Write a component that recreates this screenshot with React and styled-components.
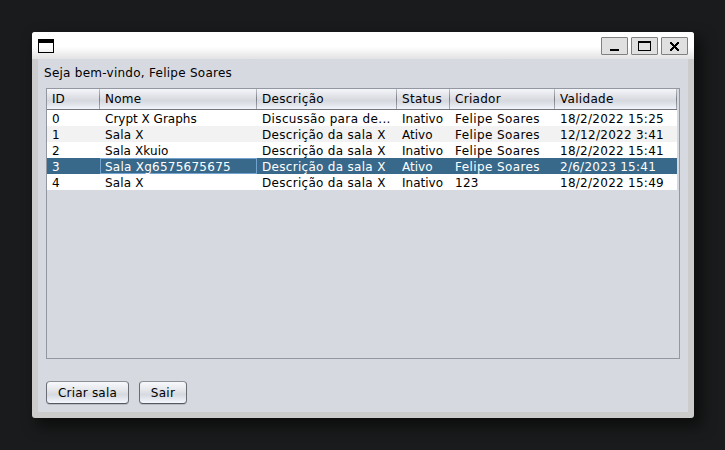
import React from "react";
import styled, { createGlobalStyle } from "styled-components";

const GlobalStyle = createGlobalStyle`
  * { box-sizing: border-box; }
  body {
    margin: 0;
    background: #1a1b1c;
    font: 12px/16px "DejaVu Sans", sans-serif;
    color: #000;
  }
`;

const Desktop = styled.main`
  width: 725px;
  height: 450px;
  padding: 32px;
  background: #1a1b1c;
  overflow: hidden;
`;

const Window = styled.section`
  width: 662px;
  height: 386px;
  display: flex;
  flex-direction: column;
  border-radius: 3px;
  background: #ccc;
  box-shadow: 6px 7px 14px 2px rgba(0, 0, 0, 0.5);
  overflow: hidden;
`;

const TitleBar = styled.header`
  height: 27px;
  flex: none;
  display: flex;
  align-items: flex-start;
  gap: 3px;
  padding: 5px 6px 0;
  background: linear-gradient(#fff 0, #fff 55%, #e2e2e2 100%);
`;

const AppIcon = styled.svg`
  width: 16px;
  height: 14px;
  margin: 2px auto 0 0;
`;

const WindowButton = styled.button`
  width: 27px;
  height: 18px;
  padding: 0;
  border: 1px solid #808080;
  border-radius: 1px;
  background: #e0e0e0;
  svg { display: block; width: 25px; height: 16px; }
`;

const Panel = styled.div`
  flex: 1;
  margin: 0 6px 6px;
  padding: 6px 8px 8px;
  display: flex;
  flex-direction: column;
  background: #d6d9e0;
`;

const Text = styled.span`
  white-space: pre;
  letter-spacing: ${(p) => p.$spacing || 0}px;
`;

const Greeting = styled.div`
  height: 23px;
  margin-left: -2px;
`;

const ScrollPane = styled.div`
  width: 634px;
  height: 271px;
  border: 1px solid #9297a1;
`;

const Row = styled.div`
  width: 630px;
  height: 16px;
  display: grid;
  grid-template-columns: 53px 157px 140px 53px 105px 122px;
  color: ${(p) => (p.$selected ? "#fff" : "#000")};
  background: ${(p) => (p.$selected ? "#39698a" : p.$striped ? "#f2f2f2" : "#fff")};
`;

const HeaderRow = styled(Row)`
  height: 21px;
  border-bottom: 1px solid #73767d;
  background: linear-gradient(#f4f5f9 0, #e4e6eb 30%, #d6d8df 58%, #dfe2e9 75%, #f2f5fc 100%);
`;

const HeaderCell = styled.div`
  padding: 2px 0 0 5px;
  border-right: 1px solid;
  border-image: linear-gradient(#c4c7ce, #7d8088 50%, #b0b3bb) 1;
`;

const Cell = styled.div`
  height: 16px;
  padding-left: 5px;
  line-height: 18px;
  white-space: nowrap;
  box-shadow: ${(p) => (p.$focused ? "inset 0 0 0 1px #73a4d1" : "none")};
`;

const Actions = styled.footer`
  display: flex;
  gap: 10px;
  margin-top: 22px;
`;

const Button = styled.button`
  width: ${(p) => p.$width}px;
  height: 23px;
  padding: 0;
  border: 1px solid;
  border-color: #8d9096 #696c72 #55585e;
  border-radius: 4px;
  background: linear-gradient(#f8f9fb 0, #e5e7eb 38%, #d6d9df 60%, #e8ebf1 85%, #f5f8ff 100%);
  box-shadow: 0 1px 0 #b9bcc3;
  font: inherit;
  line-height: 20px;
  color: #000;
`;

const headers = [
  { label: "ID", spacing: 0 },
  { label: "Nome", spacing: 0.25 },
  { label: "Descrição", spacing: 0.33 },
  { label: "Status", spacing: 0.3 },
  { label: "Criador", spacing: 0.3 },
  { label: "Validade", spacing: 0.3 },
];

const rooms = [
  ["0", "Crypt X Graphs", "Discussão para de...", "Inativo", "Felipe Soares", "18/2/2022 15:25"],
  ["1", "Sala X", "Descrição da sala X", "Ativo", "Felipe Soares", "12/12/2022 3:41"],
  ["2", "Sala Xkuio", "Descrição da sala X", "Inativo", "Felipe Soares", "18/2/2022 15:41"],
  ["3", "Sala Xg6575675675", "Descrição da sala X", "Ativo", "Felipe Soares", "2/6/2023 15:41"],
  ["4", "Sala X", "Descrição da sala X", "Inativo", "123", "18/2/2022 15:49"],
];

const spacings = {
  "Crypt X Graphs": 0,
  "Sala X": 0.15,
  "Sala Xkuio": 0.1,
  "Sala Xg6575675675": 0.25,
  "Discussão para de...": 0.36,
  "Descrição da sala X": 0.3,
  "Inativo": 0,
  "Ativo": 0,
  "Felipe Soares": 0.4,
};

const selectedRow = 3;

export default function App() {
  return (
    <>
      <GlobalStyle />
      <Desktop>
        <Window>
          <TitleBar>
            <AppIcon viewBox="0 0 16 14" shapeRendering="crispEdges">
              <path d="M0 0h16v14H0zM1 4v9h14V4z" fillRule="evenodd" />
            </AppIcon>
            <WindowButton aria-label="Minimizar">
              <svg viewBox="0 0 25 16" shapeRendering="crispEdges"><path d="M8 11h9v2H8z" /></svg>
            </WindowButton>
            <WindowButton aria-label="Maximizar">
              <svg viewBox="0 0 25 16" shapeRendering="crispEdges">
                <path d="M6 3h13v10H6zM7 5v7h11V5z" fillRule="evenodd" />
              </svg>
            </WindowButton>
            <WindowButton aria-label="Fechar">
              <svg viewBox="0 0 25 16" shapeRendering="crispEdges">
                <path d="M8 4h2v1h-2zM15 4h2v1h-2zM8 5h3v1h-3zM14 5h3v1h-3zM9 6h3v1h-3zM13 6h3v1h-3zM10 7h5v1h-5zM11 8h3v1h-3zM10 9h5v1h-5zM9 10h3v1h-3zM13 10h3v1h-3zM8 11h3v1h-3zM14 11h3v1h-3zM8 12h2v1h-2zM15 12h2v1h-2z" />
              </svg>
            </WindowButton>
          </TitleBar>
          <Panel>
            <Greeting><Text $spacing={0.26}>Seja bem-vindo, Felipe Soares</Text></Greeting>
            <ScrollPane>
              <HeaderRow>
                {headers.map(({ label, spacing }) => (
                  <HeaderCell key={label}><Text $spacing={spacing}>{label}</Text></HeaderCell>
                ))}
              </HeaderRow>
              {rooms.map((room, r) => (
                <Row key={room[0]} $selected={r === selectedRow} $striped={r % 2 === 1}>
                  {room.map((value, c) => (
                    <Cell key={c} $focused={r === selectedRow && c === 1}>
                      <Text $spacing={spacings[value] ?? 0.27}>{value}</Text>
                    </Cell>
                  ))}
                </Row>
              ))}
            </ScrollPane>
            <Actions>
              <Button $width={83}><Text $spacing={0.2}>Criar sala</Text></Button>
              <Button $width={48}><Text $spacing={0.3}>Sair</Text></Button>
            </Actions>
          </Panel>
        </Window>
      </Desktop>
    </>
  );
}
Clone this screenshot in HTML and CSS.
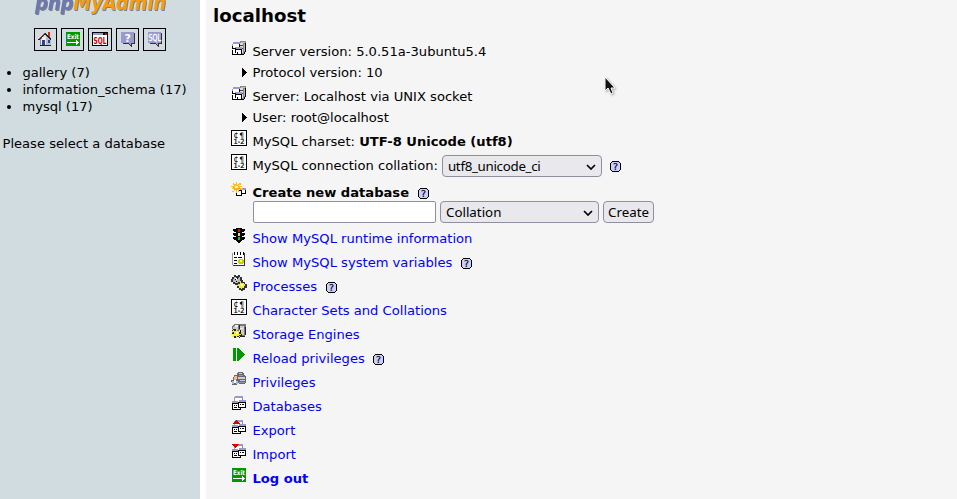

# SET EXERCISE:
Copy out every line of the listing that includes the string "this".

# TASK RESPONSE:
Write a component that recreates this screenshot with React and styled-components.
Clone this screenshot in HTML and CSS.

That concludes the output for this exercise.